Pictures stay out of the copy; set down each line of the listing below exactly.

* [INFORMATION SHOWN]:
□ □ □

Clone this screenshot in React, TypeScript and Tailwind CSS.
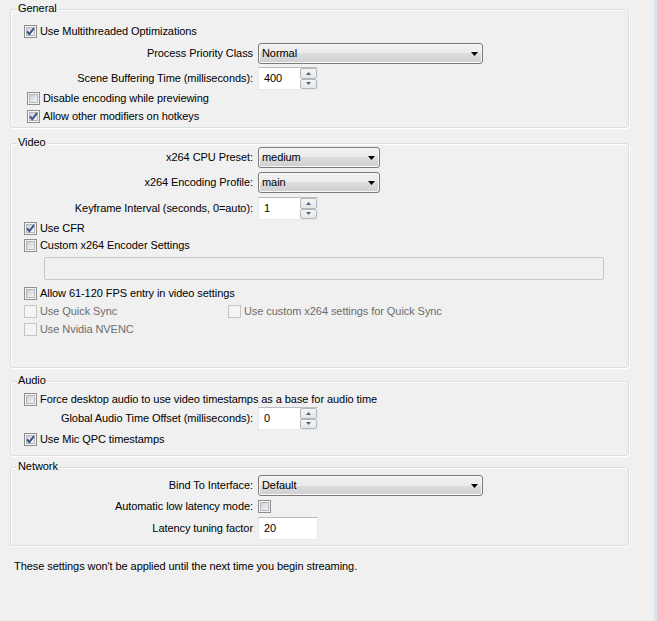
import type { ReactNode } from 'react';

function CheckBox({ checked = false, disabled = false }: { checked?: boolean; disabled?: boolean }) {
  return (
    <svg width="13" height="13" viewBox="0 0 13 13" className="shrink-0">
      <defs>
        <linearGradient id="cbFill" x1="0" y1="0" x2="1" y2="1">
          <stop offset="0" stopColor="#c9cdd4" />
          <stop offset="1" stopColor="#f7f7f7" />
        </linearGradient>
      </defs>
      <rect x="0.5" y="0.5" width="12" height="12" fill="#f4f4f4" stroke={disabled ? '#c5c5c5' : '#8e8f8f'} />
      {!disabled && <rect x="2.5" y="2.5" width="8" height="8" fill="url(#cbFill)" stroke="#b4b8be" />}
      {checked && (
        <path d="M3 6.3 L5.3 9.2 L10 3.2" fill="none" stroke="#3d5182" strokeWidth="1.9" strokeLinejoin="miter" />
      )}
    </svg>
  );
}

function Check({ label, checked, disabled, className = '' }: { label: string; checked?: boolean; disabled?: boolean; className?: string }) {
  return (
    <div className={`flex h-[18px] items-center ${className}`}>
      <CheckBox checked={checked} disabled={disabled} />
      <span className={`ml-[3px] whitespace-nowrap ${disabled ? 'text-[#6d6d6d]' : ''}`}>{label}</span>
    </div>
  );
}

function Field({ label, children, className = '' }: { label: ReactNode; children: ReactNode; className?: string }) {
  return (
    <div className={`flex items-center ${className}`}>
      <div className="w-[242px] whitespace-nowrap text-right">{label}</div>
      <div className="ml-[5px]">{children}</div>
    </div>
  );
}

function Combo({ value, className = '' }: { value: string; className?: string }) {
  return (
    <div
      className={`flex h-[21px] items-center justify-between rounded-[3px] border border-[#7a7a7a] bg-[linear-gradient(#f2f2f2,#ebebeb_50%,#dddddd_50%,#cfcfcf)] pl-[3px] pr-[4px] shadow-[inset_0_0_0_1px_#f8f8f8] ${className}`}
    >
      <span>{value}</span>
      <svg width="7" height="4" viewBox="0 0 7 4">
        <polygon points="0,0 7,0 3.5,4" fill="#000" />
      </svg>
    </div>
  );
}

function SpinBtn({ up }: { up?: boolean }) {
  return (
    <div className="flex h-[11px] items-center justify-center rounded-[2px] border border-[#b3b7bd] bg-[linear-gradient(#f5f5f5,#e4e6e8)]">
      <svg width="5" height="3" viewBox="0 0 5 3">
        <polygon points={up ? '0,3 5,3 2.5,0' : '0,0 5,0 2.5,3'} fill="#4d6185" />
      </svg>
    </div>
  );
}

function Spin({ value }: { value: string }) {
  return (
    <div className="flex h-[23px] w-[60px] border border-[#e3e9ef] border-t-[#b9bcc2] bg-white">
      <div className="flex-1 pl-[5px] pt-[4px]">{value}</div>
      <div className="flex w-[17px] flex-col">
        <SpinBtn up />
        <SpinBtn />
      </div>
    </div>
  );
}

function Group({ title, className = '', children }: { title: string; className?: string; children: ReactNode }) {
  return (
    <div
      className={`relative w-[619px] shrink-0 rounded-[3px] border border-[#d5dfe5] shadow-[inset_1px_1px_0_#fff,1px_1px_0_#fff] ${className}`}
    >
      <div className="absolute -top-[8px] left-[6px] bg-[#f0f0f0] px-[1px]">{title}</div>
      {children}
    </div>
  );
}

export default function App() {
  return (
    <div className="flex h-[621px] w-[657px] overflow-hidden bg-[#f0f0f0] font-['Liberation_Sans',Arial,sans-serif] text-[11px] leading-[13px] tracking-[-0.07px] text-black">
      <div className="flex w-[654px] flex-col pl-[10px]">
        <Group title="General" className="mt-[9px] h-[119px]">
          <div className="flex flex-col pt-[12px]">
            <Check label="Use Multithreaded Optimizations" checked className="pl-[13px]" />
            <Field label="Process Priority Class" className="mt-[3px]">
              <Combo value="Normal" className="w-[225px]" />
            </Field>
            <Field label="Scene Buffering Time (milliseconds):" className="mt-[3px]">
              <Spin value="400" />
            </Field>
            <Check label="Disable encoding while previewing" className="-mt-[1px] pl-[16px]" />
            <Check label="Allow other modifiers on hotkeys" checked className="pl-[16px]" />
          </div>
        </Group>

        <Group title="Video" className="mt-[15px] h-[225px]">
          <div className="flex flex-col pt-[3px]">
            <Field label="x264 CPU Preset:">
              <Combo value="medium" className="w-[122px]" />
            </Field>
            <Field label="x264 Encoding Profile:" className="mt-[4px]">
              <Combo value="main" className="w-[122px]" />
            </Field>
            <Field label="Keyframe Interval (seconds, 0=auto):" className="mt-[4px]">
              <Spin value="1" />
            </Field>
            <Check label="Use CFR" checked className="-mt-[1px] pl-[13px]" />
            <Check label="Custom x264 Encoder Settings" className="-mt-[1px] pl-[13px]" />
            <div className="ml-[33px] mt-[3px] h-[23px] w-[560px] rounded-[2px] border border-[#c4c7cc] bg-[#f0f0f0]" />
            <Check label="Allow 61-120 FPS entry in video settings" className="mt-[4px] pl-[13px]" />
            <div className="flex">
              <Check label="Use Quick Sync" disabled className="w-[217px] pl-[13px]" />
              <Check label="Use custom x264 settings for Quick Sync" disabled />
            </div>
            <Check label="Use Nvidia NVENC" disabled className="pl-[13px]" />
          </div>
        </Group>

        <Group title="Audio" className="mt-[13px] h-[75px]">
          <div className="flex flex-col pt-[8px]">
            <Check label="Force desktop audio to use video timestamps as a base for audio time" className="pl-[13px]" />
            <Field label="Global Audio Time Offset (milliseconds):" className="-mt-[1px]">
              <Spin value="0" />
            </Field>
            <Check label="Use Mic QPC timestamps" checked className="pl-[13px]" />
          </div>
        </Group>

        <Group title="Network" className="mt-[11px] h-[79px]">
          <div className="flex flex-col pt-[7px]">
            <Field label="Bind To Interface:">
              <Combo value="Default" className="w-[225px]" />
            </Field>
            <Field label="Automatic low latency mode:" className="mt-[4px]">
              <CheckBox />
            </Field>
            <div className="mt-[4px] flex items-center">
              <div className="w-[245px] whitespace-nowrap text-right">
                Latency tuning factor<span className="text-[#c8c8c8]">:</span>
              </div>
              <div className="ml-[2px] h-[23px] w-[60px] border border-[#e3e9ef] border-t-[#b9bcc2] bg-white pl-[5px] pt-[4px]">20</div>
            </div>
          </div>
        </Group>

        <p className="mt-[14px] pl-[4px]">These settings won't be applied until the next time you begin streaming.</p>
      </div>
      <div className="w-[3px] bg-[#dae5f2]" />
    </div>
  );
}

□ □ □

* [WRITTEN SOLUTION]:
Clone this screenshot in React, TypeScript and Tailwind CSS.
import type { ReactNode } from 'react';

function CheckBox({ checked = false, disabled = false }: { checked?: boolean; disabled?: boolean }) {
  return (
    <svg width="13" height="13" viewBox="0 0 13 13" className="shrink-0">
      <defs>
        <linearGradient id="cbFill" x1="0" y1="0" x2="1" y2="1">
          <stop offset="0" stopColor="#c9cdd4" />
          <stop offset="1" stopColor="#f7f7f7" />
        </linearGradient>
      </defs>
      <rect x="0.5" y="0.5" width="12" height="12" fill="#f4f4f4" stroke={disabled ? '#c5c5c5' : '#8e8f8f'} />
      {!disabled && <rect x="2.5" y="2.5" width="8" height="8" fill="url(#cbFill)" stroke="#b4b8be" />}
      {checked && (
        <path d="M3 6.3 L5.3 9.2 L10 3.2" fill="none" stroke="#3d5182" strokeWidth="1.9" strokeLinejoin="miter" />
      )}
    </svg>
  );
}

function Check({ label, checked, disabled, className = '' }: { label: string; checked?: boolean; disabled?: boolean; className?: string }) {
  return (
    <div className={`flex h-[18px] items-center ${className}`}>
      <CheckBox checked={checked} disabled={disabled} />
      <span className={`ml-[3px] whitespace-nowrap ${disabled ? 'text-[#6d6d6d]' : ''}`}>{label}</span>
    </div>
  );
}

function Field({ label, children, className = '' }: { label: ReactNode; children: ReactNode; className?: string }) {
  return (
    <div className={`flex items-center ${className}`}>
      <div className="w-[242px] whitespace-nowrap text-right">{label}</div>
      <div className="ml-[5px]">{children}</div>
    </div>
  );
}

function Combo({ value, className = '' }: { value: string; className?: string }) {
  return (
    <div
      className={`flex h-[21px] items-center justify-between rounded-[3px] border border-[#7a7a7a] bg-[linear-gradient(#f2f2f2,#ebebeb_50%,#dddddd_50%,#cfcfcf)] pl-[3px] pr-[4px] shadow-[inset_0_0_0_1px_#f8f8f8] ${className}`}
    >
      <span>{value}</span>
      <svg width="7" height="4" viewBox="0 0 7 4">
        <polygon points="0,0 7,0 3.5,4" fill="#000" />
      </svg>
    </div>
  );
}

function SpinBtn({ up }: { up?: boolean }) {
  return (
    <div className="flex h-[11px] items-center justify-center rounded-[2px] border border-[#b3b7bd] bg-[linear-gradient(#f5f5f5,#e4e6e8)]">
      <svg width="5" height="3" viewBox="0 0 5 3">
        <polygon points={up ? '0,3 5,3 2.5,0' : '0,0 5,0 2.5,3'} fill="#4d6185" />
      </svg>
    </div>
  );
}

function Spin({ value }: { value: string }) {
  return (
    <div className="flex h-[23px] w-[60px] border border-[#e3e9ef] border-t-[#b9bcc2] bg-white">
      <div className="flex-1 pl-[5px] pt-[4px]">{value}</div>
      <div className="flex w-[17px] flex-col">
        <SpinBtn up />
        <SpinBtn />
      </div>
    </div>
  );
}

function Group({ title, className = '', children }: { title: string; className?: string; children: ReactNode }) {
  return (
    <div
      className={`relative w-[619px] shrink-0 rounded-[3px] border border-[#d5dfe5] shadow-[inset_1px_1px_0_#fff,1px_1px_0_#fff] ${className}`}
    >
      <div className="absolute -top-[8px] left-[6px] bg-[#f0f0f0] px-[1px]">{title}</div>
      {children}
    </div>
  );
}

export default function App() {
  return (
    <div className="flex h-[621px] w-[657px] overflow-hidden bg-[#f0f0f0] font-['Liberation_Sans',Arial,sans-serif] text-[11px] leading-[13px] tracking-[-0.07px] text-black">
      <div className="flex w-[654px] flex-col pl-[10px]">
        <Group title="General" className="mt-[9px] h-[119px]">
          <div className="flex flex-col pt-[12px]">
            <Check label="Use Multithreaded Optimizations" checked className="pl-[13px]" />
            <Field label="Process Priority Class" className="mt-[3px]">
              <Combo value="Normal" className="w-[225px]" />
            </Field>
            <Field label="Scene Buffering Time (milliseconds):" className="mt-[3px]">
              <Spin value="400" />
            </Field>
            <Check label="Disable encoding while previewing" className="-mt-[1px] pl-[16px]" />
            <Check label="Allow other modifiers on hotkeys" checked className="pl-[16px]" />
          </div>
        </Group>

        <Group title="Video" className="mt-[15px] h-[225px]">
          <div className="flex flex-col pt-[3px]">
            <Field label="x264 CPU Preset:">
              <Combo value="medium" className="w-[122px]" />
            </Field>
            <Field label="x264 Encoding Profile:" className="mt-[4px]">
              <Combo value="main" className="w-[122px]" />
            </Field>
            <Field label="Keyframe Interval (seconds, 0=auto):" className="mt-[4px]">
              <Spin value="1" />
            </Field>
            <Check label="Use CFR" checked className="-mt-[1px] pl-[13px]" />
            <Check label="Custom x264 Encoder Settings" className="-mt-[1px] pl-[13px]" />
            <div className="ml-[33px] mt-[3px] h-[23px] w-[560px] rounded-[2px] border border-[#c4c7cc] bg-[#f0f0f0]" />
            <Check label="Allow 61-120 FPS entry in video settings" className="mt-[4px] pl-[13px]" />
            <div className="flex">
              <Check label="Use Quick Sync" disabled className="w-[217px] pl-[13px]" />
              <Check label="Use custom x264 settings for Quick Sync" disabled />
            </div>
            <Check label="Use Nvidia NVENC" disabled className="pl-[13px]" />
          </div>
        </Group>

        <Group title="Audio" className="mt-[13px] h-[75px]">
          <div className="flex flex-col pt-[8px]">
            <Check label="Force desktop audio to use video timestamps as a base for audio time" className="pl-[13px]" />
            <Field label="Global Audio Time Offset (milliseconds):" className="-mt-[1px]">
              <Spin value="0" />
            </Field>
            <Check label="Use Mic QPC timestamps" checked className="pl-[13px]" />
          </div>
        </Group>

        <Group title="Network" className="mt-[11px] h-[79px]">
          <div className="flex flex-col pt-[7px]">
            <Field label="Bind To Interface:">
              <Combo value="Default" className="w-[225px]" />
            </Field>
            <Field label="Automatic low latency mode:" className="mt-[4px]">
              <CheckBox />
            </Field>
            <div className="mt-[4px] flex items-center">
              <div className="w-[245px] whitespace-nowrap text-right">
                Latency tuning factor<span className="text-[#c8c8c8]">:</span>
              </div>
              <div className="ml-[2px] h-[23px] w-[60px] border border-[#e3e9ef] border-t-[#b9bcc2] bg-white pl-[5px] pt-[4px]">20</div>
            </div>
          </div>
        </Group>

        <p className="mt-[14px] pl-[4px]">These settings won't be applied until the next time you begin streaming.</p>
      </div>
      <div className="w-[3px] bg-[#dae5f2]" />
    </div>
  );
}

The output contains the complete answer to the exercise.